Yo me considero una especie de asistenta al servicio
del director, que es mi señorito.
Rafael Azcona
Desde finales del siglo XX, las relaciones de más o menos buena vecindad, de celos y tolerancia que ha habido entre cine y literatura, se han convertido en un tema ineludible para cualquier escritor. Si el novelista aún subsiste como figura comercial, es en buena medida porque se ha transformado en un argumentista de lujo para el cine1.
Lo queramos o no, el cine ha usurpado en el siglo XX la posesión que ocupara en el siglo XIX la novela como principal arte narrativo de la humanidad, y sería hipócrita no hacer referencia a él en esta columna.
Aclararé de entrada que no soy cinéfilo. No entiendo de cine. A lo mejor porque cuando voy al cine no veo cine sino literatura. Es decir, no entiendo nada de encuadres, de iluminación, de racords, de movimientos de cámara, de zooms ins y zooms out, etcétera. En cambio, entiendo bastante de personajes, conflictos, articulación narrativa.
Es una deformación profesional que me excusaréis y que explica mi preferencia por las películas más literarias.
Sin embargo, admiro lo metódico que puede llegar a ser el cine.
La industria cinematográfica ha descompuesto el proceso creativo en diferentes partes y ha adjudicado cada una a los correspondientes especialistas: los escritores que se encargan del guion, los actores que dan voz y cuerpo a los personajes, los estilistas concentrados en el vestuario, quienes se dedican a buscar localizaciones, el director, el montador, el productor…
Para mí, ese rigor creativo y de método es su gran acierto y es donde, en el ámbito de la creación de ficciones, le ha ganado la partida a la literatura.
El cine es, en definitiva, una maquinaria de creación artística extremadamente sofisticada y eficiente. Y comparar la capacidad de un novelista con la de esta industria es como comparar a un hombre-orquesta con una orquesta.
El novelista hace él solito lo que todo un equipo de rodaje.
De entrada, tiene que ser buen actor. La novela es una especie de película mental donde uno interpreta todos los personajes. Lo que hacen Alfredo Landa, Paco Rabal, Juan Diego y otros, de manera conjunta, en Los santos inocentes (1984), pongamos por caso, lo ha tenido que hacer antes Delibes, sin ayuda de ningún tipo, en su cabeza.
También ha de tener cualidades de guionista.
No basta con crear personajes.
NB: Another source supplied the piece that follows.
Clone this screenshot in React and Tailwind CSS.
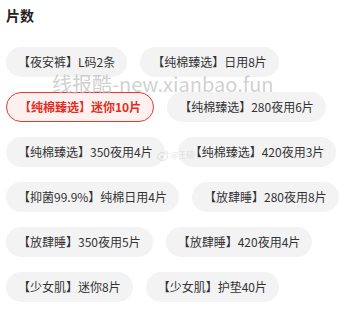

Hay que saber construir con ellos situaciones que articulen una buena historia y que progresen naturalmente hasta un desenlace coherente.
Además nos corresponde el trabajo de localizadores y estilistas. Recrear el mundo físico. Lidiar con paisajes, arquitecturas, objetos. Vestir hombres y mujeres.
A ese nivel, muy pocos han conseguido la definición del cine. Los naturalistas son quienes más atención han prestado al aspecto descriptivo del género. Blasco Ibáñez sería un buen ejemplo.
Por supuesto, el novelista hace también su propio montaje. Es un montaje literario, pero montaje a fin de cuentas.
Y la guinda del pastel: encima le exigimos ser buen prosista, una obligación que siempre me ha parecido abusiva.
Un novelista no tiene necesariamente que ser un escritor excelente, sí eficaz. Y aprovecho para recordar que el novelista es alguien para quien escribir no es un fin en sí, sino un medio para algo más: crear un mundo imaginario.
Es por ello por lo que hay grandes escritores que no son necesariamente buenos novelistas, y también grandes novelistas que no son necesariamente excelsos escritores.
Los ejemplos de ambos casos abundan.